My Top 15 Songs (Click to listen)
14) Thomas Dolby - “Oceanea” (Couldn’t find the original track to post. Instead here’s an amazing fan rendition on piano.)
7) Yeasayer - “Ambling Alp” (Best video of the year? It has my vote!)
“Later is Now” didn’t make the list, but “Don’t Shoot (I’m a Man)” did. here’s that write-up:
Devo’s return has been nothing short of amazing. Something For Everybody rocked our Top 20 of 2010 and “Don’t Shoot (I’m A Man)” is right there at the top of the track stack. It’s a high-energy electronic joyride through Devo’s hall of modern peril - delightfully dancey, outstandingly cynical, and easily the most fun song of the year. Plus it gets a million bonus points for working “don’t tase me bro” into a dance song – pop art brilliance!
After decades of apprehension, the “future” has arrived.
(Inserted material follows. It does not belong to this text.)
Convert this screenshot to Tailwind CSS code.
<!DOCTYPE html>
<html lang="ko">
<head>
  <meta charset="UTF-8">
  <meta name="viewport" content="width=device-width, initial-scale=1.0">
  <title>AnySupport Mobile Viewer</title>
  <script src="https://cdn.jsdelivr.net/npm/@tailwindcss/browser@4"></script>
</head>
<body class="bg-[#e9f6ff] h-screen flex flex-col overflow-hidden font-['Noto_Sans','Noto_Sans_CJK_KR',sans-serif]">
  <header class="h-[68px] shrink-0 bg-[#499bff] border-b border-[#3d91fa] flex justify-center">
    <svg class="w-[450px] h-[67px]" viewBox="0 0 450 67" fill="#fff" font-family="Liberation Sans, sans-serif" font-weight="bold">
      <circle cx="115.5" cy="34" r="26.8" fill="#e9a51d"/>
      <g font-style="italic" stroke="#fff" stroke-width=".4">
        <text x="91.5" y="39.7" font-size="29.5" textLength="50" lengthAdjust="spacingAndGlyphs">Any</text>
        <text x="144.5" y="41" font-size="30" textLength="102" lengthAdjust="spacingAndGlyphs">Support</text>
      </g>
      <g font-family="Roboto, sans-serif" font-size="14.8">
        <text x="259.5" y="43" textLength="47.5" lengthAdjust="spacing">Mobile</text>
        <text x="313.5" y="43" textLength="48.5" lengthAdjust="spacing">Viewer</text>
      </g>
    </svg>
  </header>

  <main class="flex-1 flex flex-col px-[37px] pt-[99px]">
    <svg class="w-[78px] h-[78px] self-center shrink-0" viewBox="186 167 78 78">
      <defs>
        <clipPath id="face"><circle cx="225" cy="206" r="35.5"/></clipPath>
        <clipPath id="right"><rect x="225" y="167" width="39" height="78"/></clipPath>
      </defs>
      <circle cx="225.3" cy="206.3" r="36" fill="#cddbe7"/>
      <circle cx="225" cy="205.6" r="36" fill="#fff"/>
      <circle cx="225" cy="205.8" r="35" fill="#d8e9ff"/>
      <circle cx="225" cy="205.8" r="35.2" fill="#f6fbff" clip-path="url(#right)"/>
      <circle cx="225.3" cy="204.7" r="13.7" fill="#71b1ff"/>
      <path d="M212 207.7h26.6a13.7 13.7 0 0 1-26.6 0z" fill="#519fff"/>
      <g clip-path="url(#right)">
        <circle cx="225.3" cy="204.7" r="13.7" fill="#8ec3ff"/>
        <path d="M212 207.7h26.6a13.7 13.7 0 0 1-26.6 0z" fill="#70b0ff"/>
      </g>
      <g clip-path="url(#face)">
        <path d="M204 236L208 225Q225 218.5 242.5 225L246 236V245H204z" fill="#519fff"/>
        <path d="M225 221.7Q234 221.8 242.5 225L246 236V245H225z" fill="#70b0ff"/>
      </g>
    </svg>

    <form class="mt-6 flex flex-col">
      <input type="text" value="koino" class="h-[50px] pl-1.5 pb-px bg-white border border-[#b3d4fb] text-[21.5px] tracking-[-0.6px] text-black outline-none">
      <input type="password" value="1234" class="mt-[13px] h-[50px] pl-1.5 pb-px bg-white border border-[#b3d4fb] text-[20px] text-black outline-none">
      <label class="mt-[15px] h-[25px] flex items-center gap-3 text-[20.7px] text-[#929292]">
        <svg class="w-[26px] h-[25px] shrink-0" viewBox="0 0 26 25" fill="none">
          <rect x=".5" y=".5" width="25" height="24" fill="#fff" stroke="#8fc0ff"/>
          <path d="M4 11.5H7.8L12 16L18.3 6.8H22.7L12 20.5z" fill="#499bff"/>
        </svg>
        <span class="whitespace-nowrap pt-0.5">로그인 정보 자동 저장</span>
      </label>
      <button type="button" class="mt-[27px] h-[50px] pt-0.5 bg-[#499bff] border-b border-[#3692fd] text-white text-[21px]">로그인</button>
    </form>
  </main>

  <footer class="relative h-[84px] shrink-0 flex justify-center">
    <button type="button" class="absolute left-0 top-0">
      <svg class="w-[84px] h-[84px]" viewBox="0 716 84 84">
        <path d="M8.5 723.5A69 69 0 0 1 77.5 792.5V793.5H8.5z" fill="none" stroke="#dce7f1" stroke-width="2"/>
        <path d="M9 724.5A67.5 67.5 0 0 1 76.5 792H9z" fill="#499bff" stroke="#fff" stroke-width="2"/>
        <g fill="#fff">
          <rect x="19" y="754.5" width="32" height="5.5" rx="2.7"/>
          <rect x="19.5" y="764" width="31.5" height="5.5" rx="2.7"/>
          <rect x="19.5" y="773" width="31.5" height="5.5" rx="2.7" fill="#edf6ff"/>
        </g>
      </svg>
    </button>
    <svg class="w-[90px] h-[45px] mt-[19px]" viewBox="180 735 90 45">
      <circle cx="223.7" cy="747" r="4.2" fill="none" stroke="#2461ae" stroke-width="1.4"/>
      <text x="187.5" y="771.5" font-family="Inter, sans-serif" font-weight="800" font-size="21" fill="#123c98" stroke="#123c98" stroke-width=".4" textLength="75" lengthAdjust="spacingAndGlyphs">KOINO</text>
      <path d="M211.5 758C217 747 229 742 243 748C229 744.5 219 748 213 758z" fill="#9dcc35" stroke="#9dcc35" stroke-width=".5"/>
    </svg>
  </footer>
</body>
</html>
It’s 2010. It’s not what we expected, but it’s here, and the world has dramatically changed. With “We Used to Wait”, Arcade Fire channels the loss of the world as we understood it, reminding us of the human tradition of waiting for letters, the romance and tragedy in that simple act, and how that tradition has been all but eliminated. It’s a simple, but profound observation that perfectly characterizes this transitory space we now exist in – right as humanity steps into a new age. It’s 2010, and many of us will keep on marching into the world of tomorrow, but some of us can’t bear to forget the analogue age. “We Used to Wait” is a fitting and elegy for that simpler time, and a beautiful way to remember the year that we looked out across the valley to see one day end and another begin.